What to do:
Return only the number of lines that hold "React".

====

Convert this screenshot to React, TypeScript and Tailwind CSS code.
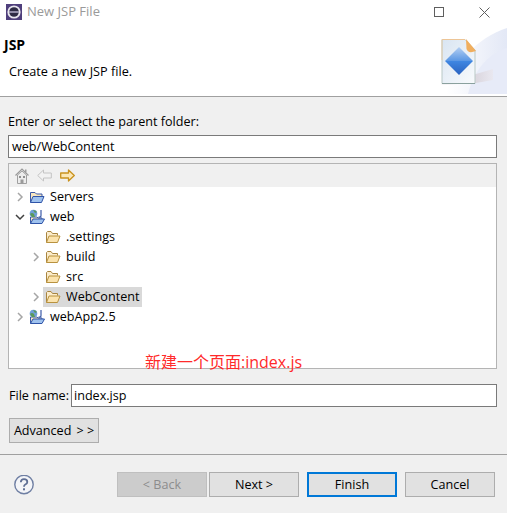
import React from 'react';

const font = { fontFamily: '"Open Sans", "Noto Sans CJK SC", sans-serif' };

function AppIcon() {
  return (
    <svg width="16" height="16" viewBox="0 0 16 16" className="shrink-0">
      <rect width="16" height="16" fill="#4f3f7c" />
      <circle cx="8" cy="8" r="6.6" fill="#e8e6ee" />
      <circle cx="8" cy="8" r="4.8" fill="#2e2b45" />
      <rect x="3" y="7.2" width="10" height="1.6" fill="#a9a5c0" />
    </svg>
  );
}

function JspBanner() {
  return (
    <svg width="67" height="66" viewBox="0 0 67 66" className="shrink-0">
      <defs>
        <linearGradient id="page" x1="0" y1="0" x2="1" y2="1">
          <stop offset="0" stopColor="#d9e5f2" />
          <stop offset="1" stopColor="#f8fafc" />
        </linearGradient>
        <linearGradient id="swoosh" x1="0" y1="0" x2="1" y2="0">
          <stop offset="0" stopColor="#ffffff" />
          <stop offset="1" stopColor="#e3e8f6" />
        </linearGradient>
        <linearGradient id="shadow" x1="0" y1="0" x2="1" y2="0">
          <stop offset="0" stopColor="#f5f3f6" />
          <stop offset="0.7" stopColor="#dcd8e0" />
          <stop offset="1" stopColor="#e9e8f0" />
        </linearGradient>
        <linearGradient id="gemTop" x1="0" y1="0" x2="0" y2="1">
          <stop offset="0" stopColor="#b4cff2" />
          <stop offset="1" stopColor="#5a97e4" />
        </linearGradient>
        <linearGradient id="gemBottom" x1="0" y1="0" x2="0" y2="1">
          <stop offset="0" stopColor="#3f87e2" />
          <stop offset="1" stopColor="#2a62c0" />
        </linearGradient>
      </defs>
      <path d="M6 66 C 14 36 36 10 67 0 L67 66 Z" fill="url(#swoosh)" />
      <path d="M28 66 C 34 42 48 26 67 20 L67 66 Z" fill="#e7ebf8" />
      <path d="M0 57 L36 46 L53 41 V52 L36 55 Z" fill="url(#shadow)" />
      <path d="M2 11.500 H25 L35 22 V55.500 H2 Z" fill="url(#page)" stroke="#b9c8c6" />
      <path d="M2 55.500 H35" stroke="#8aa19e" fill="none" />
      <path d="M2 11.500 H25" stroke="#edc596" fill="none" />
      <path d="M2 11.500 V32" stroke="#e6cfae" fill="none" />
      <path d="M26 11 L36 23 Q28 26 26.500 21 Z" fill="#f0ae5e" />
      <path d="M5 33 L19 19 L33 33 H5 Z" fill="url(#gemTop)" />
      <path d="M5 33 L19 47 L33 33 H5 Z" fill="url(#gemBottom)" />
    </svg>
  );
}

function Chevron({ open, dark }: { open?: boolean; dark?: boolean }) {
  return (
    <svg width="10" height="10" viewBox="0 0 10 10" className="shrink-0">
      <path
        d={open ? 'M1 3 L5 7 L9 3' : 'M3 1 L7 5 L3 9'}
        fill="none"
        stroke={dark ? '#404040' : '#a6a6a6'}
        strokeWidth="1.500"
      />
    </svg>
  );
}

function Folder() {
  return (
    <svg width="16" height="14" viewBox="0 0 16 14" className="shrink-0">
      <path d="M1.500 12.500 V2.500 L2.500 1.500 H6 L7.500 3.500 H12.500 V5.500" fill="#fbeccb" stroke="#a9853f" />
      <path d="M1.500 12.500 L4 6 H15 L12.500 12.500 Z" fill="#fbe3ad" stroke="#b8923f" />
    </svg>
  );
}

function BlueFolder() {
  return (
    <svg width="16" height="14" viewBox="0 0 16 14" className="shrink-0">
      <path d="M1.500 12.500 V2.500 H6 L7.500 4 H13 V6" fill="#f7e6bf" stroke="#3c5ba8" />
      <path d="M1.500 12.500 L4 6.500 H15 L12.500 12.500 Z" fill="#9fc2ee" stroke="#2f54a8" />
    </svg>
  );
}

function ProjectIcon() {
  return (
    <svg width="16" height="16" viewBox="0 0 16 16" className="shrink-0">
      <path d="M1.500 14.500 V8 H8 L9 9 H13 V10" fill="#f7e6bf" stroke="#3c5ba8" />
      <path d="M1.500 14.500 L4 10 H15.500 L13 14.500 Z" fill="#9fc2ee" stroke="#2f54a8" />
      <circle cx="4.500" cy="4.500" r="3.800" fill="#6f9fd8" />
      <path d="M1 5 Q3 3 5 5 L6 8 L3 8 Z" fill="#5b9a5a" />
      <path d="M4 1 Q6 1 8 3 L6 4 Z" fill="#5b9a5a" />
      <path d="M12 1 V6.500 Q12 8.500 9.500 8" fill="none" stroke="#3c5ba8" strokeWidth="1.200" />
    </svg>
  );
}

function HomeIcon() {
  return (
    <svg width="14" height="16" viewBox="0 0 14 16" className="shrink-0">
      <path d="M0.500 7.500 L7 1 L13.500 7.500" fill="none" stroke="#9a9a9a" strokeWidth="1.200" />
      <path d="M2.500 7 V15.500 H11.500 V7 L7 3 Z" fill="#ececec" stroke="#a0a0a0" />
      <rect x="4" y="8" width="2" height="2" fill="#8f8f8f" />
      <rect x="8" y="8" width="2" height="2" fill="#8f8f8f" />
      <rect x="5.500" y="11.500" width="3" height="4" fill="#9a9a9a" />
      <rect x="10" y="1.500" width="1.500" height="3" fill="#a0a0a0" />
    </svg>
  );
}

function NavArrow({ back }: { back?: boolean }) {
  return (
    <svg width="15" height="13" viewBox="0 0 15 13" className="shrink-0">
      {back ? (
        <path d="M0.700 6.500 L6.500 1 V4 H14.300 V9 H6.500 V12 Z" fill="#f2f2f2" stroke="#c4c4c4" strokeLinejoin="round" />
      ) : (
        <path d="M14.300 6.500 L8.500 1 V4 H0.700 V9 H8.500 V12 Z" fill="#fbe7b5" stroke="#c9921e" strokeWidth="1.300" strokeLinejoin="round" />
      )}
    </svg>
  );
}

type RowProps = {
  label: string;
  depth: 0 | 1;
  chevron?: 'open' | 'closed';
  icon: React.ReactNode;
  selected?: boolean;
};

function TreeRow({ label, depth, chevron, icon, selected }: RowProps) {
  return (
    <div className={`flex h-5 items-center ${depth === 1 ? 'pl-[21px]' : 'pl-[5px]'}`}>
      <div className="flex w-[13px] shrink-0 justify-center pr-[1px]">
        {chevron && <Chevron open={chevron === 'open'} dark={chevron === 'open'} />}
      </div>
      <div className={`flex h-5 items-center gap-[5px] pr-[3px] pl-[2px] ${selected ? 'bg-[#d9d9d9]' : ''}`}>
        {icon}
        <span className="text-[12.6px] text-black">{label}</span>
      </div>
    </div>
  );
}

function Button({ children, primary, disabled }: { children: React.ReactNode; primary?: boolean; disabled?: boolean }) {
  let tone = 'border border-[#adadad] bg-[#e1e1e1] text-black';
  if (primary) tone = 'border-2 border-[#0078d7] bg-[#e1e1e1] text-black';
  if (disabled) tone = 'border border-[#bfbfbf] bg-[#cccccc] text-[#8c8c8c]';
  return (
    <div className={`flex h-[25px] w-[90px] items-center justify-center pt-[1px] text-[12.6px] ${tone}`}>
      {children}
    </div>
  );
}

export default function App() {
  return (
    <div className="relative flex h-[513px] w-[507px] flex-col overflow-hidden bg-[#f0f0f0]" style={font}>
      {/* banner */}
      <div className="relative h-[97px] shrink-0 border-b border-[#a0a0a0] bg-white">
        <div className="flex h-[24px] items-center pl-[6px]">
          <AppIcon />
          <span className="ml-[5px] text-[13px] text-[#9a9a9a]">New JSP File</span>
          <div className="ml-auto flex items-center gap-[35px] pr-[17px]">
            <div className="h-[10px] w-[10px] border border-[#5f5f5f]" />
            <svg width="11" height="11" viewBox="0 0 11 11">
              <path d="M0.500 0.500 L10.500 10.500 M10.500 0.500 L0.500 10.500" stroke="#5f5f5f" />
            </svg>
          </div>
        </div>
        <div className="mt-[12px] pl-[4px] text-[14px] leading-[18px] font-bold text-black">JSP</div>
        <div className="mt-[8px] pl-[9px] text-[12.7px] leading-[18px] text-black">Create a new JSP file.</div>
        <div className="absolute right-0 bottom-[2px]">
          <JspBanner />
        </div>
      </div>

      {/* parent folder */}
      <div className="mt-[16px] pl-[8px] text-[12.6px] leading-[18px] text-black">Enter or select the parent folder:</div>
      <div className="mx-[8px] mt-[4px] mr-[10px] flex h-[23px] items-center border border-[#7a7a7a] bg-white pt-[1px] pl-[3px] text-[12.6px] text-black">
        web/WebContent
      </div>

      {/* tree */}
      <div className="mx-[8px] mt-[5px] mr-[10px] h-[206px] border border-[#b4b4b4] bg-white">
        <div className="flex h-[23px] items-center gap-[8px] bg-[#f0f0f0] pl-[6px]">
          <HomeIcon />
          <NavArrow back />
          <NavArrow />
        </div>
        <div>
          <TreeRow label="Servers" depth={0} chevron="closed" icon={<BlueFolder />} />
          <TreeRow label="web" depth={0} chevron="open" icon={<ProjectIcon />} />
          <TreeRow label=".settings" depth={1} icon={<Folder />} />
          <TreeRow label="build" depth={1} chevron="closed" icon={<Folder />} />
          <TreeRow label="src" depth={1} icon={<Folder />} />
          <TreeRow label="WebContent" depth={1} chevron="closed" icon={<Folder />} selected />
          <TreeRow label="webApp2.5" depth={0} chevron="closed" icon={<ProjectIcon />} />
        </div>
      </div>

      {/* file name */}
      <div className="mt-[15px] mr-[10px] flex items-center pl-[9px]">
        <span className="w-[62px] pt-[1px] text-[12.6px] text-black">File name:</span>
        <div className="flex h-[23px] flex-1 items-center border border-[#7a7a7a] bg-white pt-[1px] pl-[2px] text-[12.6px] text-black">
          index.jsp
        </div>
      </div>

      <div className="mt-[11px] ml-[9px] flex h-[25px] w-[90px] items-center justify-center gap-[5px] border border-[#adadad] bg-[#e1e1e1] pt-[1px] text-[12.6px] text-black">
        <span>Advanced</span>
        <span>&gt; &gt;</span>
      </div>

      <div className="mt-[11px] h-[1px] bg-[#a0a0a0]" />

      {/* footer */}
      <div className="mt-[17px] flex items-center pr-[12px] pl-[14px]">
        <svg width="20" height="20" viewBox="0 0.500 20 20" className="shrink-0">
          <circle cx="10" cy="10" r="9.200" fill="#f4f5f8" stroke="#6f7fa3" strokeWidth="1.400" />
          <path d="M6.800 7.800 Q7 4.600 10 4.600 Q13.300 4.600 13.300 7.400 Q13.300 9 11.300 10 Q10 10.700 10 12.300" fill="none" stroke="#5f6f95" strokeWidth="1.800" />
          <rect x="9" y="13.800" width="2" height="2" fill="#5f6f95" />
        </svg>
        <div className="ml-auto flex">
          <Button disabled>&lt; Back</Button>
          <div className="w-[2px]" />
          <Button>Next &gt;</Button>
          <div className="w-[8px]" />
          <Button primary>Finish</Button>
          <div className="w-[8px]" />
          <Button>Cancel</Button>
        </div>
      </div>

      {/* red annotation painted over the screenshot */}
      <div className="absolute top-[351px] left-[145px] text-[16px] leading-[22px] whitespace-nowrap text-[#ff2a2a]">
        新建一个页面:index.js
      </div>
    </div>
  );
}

====

Result of the task:
4